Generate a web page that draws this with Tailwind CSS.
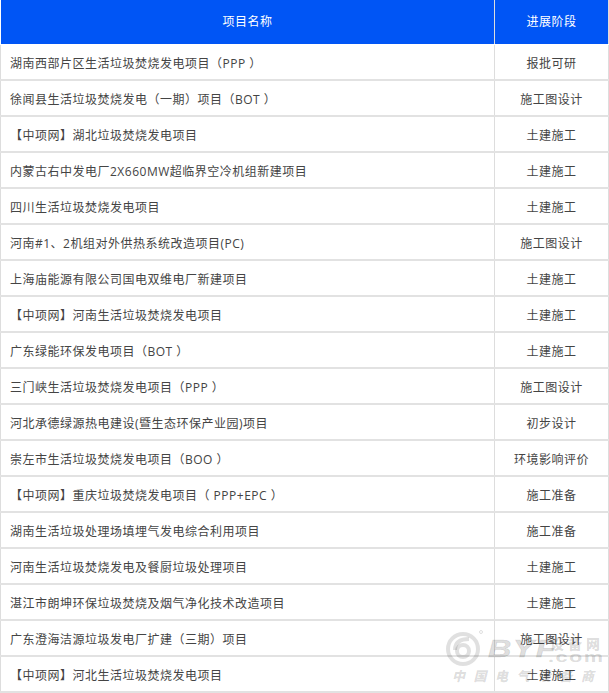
<!DOCTYPE html>
<html lang="en">
<head>
    <meta charset="UTF-8">
    <title>项目进展</title>
    <script src="https://cdn.jsdelivr.net/npm/@tailwindcss/browser@4"></script>
</head>
<body class="bg-white h-[693px] overflow-hidden relative font-['Open_Sans','Noto_Sans_CJK_SC',sans-serif] text-[12px] tracking-[0.5px] text-[#444]">
    <div class="w-[609px]">
        <div class="flex h-[44px] bg-[#0055f5] text-white ml-px">
            <div class="w-[493px] flex items-center justify-center">项目名称</div>
            <div class="flex-1 flex items-center justify-center border-x border-[#ddd]">进展阶段</div>
        </div>
        <div id="rows"></div>
    </div>

    <!-- watermark -->
    <div class="absolute left-[446px] top-[628px] w-[163px] h-[65px] pointer-events-none text-black/[0.15] font-black whitespace-nowrap">
        <svg class="absolute left-0 top-0" width="42" height="42" viewBox="0 0 42 42" fill="none" stroke="#000" stroke-opacity="0.12" stroke-width="4">
            <circle cx="17" cy="21" r="15"/>
            <circle cx="17" cy="23" r="6"/>
            <path d="M9 22 C9 14 15 11 23 11"/>
            <circle cx="35" cy="4" r="1.5" stroke-width="1"/>
        </svg>
        <div class="absolute left-[42px] top-[8px] origin-left scale-x-[1.35] font-['Liberation_Sans',sans-serif] font-bold italic text-[24px] leading-[26px] tracking-[1px] [-webkit-text-stroke:1px_rgba(0,0,0,0.08)]">BYF</div>
        <div class="absolute left-[104px] top-[6px] font-['Noto_Sans_CJK_SC',sans-serif] text-[14px] leading-[18px] tracking-[4px]">设备网</div>
        <div class="absolute left-[102px] top-[21px] origin-left scale-x-[1.45] font-['Liberation_Sans',sans-serif] font-bold text-[15px] leading-[16px] tracking-[1px]">.com</div>
        <div class="absolute left-[6px] top-[39px] font-['Noto_Sans_CJK_SC',sans-serif] italic text-[13px] leading-[17px] tracking-[8.5px]">中国电气设备商</div>
    </div>

    <script>
        const projects = [
            ['湖南西部片区生活垃圾焚烧发电项目（PPP ）', '报批可研'],
            ['徐闻县生活垃圾焚烧发电（一期）项目（BOT ）', '施工图设计'],
            ['【中项网】湖北垃圾焚烧发电项目', '土建施工'],
            ['内蒙古右中发电厂2X660MW超临界空冷机组新建项目', '土建施工'],
            ['四川生活垃圾焚烧发电项目', '土建施工'],
            ['河南#1、2机组对外供热系统改造项目(PC)', '施工图设计'],
            ['上海庙能源有限公司国电双维电厂新建项目', '土建施工'],
            ['【中项网】河南生活垃圾焚烧发电项目', '土建施工'],
            ['广东绿能环保发电项目（BOT ）', '土建施工'],
            ['三门峡生活垃圾焚烧发电项目（PPP ）', '施工图设计'],
            ['河北承德绿源热电建设(暨生态环保产业园)项目', '初步设计'],
            ['崇左市生活垃圾焚烧发电项目（BOO ）', '环境影响评价'],
            ['【中项网】重庆垃圾焚烧发电项目（ PPP+EPC ）', '施工准备'],
            ['湖南生活垃圾处理场填埋气发电综合利用项目', '施工准备'],
            ['河南生活垃圾焚烧发电及餐厨垃圾处理项目', '土建施工'],
            ['湛江市朗坤环保垃圾焚烧及烟气净化技术改造项目', '土建施工'],
            ['广东澄海洁源垃圾发电厂扩建（三期）项目', '施工图设计'],
            ['【中项网】河北生活垃圾焚烧发电项目', '土建施工'],
        ];

        // first row is 1px taller, the header has a white gap under it
        document.getElementById('rows').innerHTML = projects.map(([name, stage], i) => `
            <div class="flex ${i === 0 ? 'h-[37px] pt-px' : 'h-[36px]'} border-b-2 border-[#e2e2e2]">
                <div class="w-[494px] flex items-center pl-[9px] pt-[4px] whitespace-nowrap border-l border-[#ddd]">${name}</div>
                <div class="flex-1 flex items-center justify-center pt-[4px] border-x border-[#ddd]">${stage}</div>
            </div>`).join('');
    </script>
</body>
</html>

+++

- _Task requirements_:
The material above must be printed exactly, with its pictures left out.

- _Task solution_:
Generate a web page that draws this with Tailwind CSS.
<!DOCTYPE html>
<html lang="en">
<head>
    <meta charset="UTF-8">
    <title>项目进展</title>
    <script src="https://cdn.jsdelivr.net/npm/@tailwindcss/browser@4"></script>
</head>
<body class="bg-white h-[693px] overflow-hidden relative font-['Open_Sans','Noto_Sans_CJK_SC',sans-serif] text-[12px] tracking-[0.5px] text-[#444]">
    <div class="w-[609px]">
        <div class="flex h-[44px] bg-[#0055f5] text-white ml-px">
            <div class="w-[493px] flex items-center justify-center">项目名称</div>
            <div class="flex-1 flex items-center justify-center border-x border-[#ddd]">进展阶段</div>
        </div>
        <div id="rows"></div>
    </div>

    <!-- watermark -->
    <div class="absolute left-[446px] top-[628px] w-[163px] h-[65px] pointer-events-none text-black/[0.15] font-black whitespace-nowrap">
        <svg class="absolute left-0 top-0" width="42" height="42" viewBox="0 0 42 42" fill="none" stroke="#000" stroke-opacity="0.12" stroke-width="4">
            <circle cx="17" cy="21" r="15"/>
            <circle cx="17" cy="23" r="6"/>
            <path d="M9 22 C9 14 15 11 23 11"/>
            <circle cx="35" cy="4" r="1.5" stroke-width="1"/>
        </svg>
        <div class="absolute left-[42px] top-[8px] origin-left scale-x-[1.35] font-['Liberation_Sans',sans-serif] font-bold italic text-[24px] leading-[26px] tracking-[1px] [-webkit-text-stroke:1px_rgba(0,0,0,0.08)]">BYF</div>
        <div class="absolute left-[104px] top-[6px] font-['Noto_Sans_CJK_SC',sans-serif] text-[14px] leading-[18px] tracking-[4px]">设备网</div>
        <div class="absolute left-[102px] top-[21px] origin-left scale-x-[1.45] font-['Liberation_Sans',sans-serif] font-bold text-[15px] leading-[16px] tracking-[1px]">.com</div>
        <div class="absolute left-[6px] top-[39px] font-['Noto_Sans_CJK_SC',sans-serif] italic text-[13px] leading-[17px] tracking-[8.5px]">中国电气设备商</div>
    </div>

    <script>
        const projects = [
            ['湖南西部片区生活垃圾焚烧发电项目（PPP ）', '报批可研'],
            ['徐闻县生活垃圾焚烧发电（一期）项目（BOT ）', '施工图设计'],
            ['【中项网】湖北垃圾焚烧发电项目', '土建施工'],
            ['内蒙古右中发电厂2X660MW超临界空冷机组新建项目', '土建施工'],
            ['四川生活垃圾焚烧发电项目', '土建施工'],
            ['河南#1、2机组对外供热系统改造项目(PC)', '施工图设计'],
            ['上海庙能源有限公司国电双维电厂新建项目', '土建施工'],
            ['【中项网】河南生活垃圾焚烧发电项目', '土建施工'],
            ['广东绿能环保发电项目（BOT ）', '土建施工'],
            ['三门峡生活垃圾焚烧发电项目（PPP ）', '施工图设计'],
            ['河北承德绿源热电建设(暨生态环保产业园)项目', '初步设计'],
            ['崇左市生活垃圾焚烧发电项目（BOO ）', '环境影响评价'],
            ['【中项网】重庆垃圾焚烧发电项目（ PPP+EPC ）', '施工准备'],
            ['湖南生活垃圾处理场填埋气发电综合利用项目', '施工准备'],
            ['河南生活垃圾焚烧发电及餐厨垃圾处理项目', '土建施工'],
            ['湛江市朗坤环保垃圾焚烧及烟气净化技术改造项目', '土建施工'],
            ['广东澄海洁源垃圾发电厂扩建（三期）项目', '施工图设计'],
            ['【中项网】河北生活垃圾焚烧发电项目', '土建施工'],
        ];

        // first row is 1px taller, the header has a white gap under it
        document.getElementById('rows').innerHTML = projects.map(([name, stage], i) => `
            <div class="flex ${i === 0 ? 'h-[37px] pt-px' : 'h-[36px]'} border-b-2 border-[#e2e2e2]">
                <div class="w-[494px] flex items-center pl-[9px] pt-[4px] whitespace-nowrap border-l border-[#ddd]">${name}</div>
                <div class="flex-1 flex items-center justify-center pt-[4px] border-x border-[#ddd]">${stage}</div>
            </div>`).join('');
    </script>
</body>
</html>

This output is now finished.